MDT – Who are your clients? How can someone purchase one of your works?
JS – My work is structured into two main areas: the author’s works, and the orders. In the first case, the projects come from my personal taste in car design and motorsport motifs, especially Formula 1 and Ferrari.
In the second case, the theme of the illustration is almost always a classic collection car and it is the customer who chooses how he prefers his car to be represented.
Usually, people interested in my works can easily reach me through my social media accounts, namely on Facebook or through my website or email.
I also participate regularly in classic car events, especially in Portugal, where I exhibit and sell directly to the public the latest works and also receive orders from customers in a direct manner.
MDT – As you mentioned earlier, at the moment there is one of your works on display in Macau in a collective exhibition. Do you aim to exhibit again on your own?

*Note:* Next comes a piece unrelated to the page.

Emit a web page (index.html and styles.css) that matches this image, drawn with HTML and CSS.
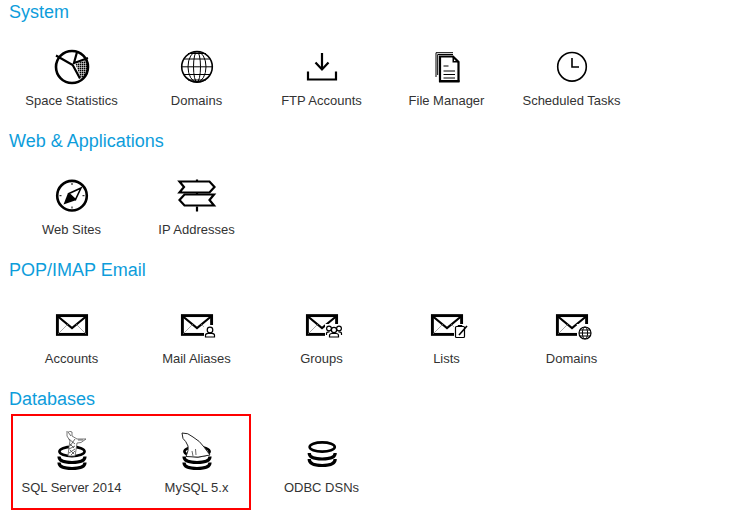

JS – The Macau GP Legends series is now composed of a total of 15 paintings and at this moment I cannot say whether there will be new works joining those in the series. The fact is that the Macau Grand Prix Museum is still closed for renovations and for such a long time created a long “stand-by time” concerning the fate of these paintings.
I still want to propose to the new Grand Prix Museum an exhibition of this series and may be some of them can become part of the permanent collection of the museum.
Besides my solo exhibitions, I have been keeping a continuous presence in Macau through the collaboration with APDCGM since 2017, organizing collective exhibitions.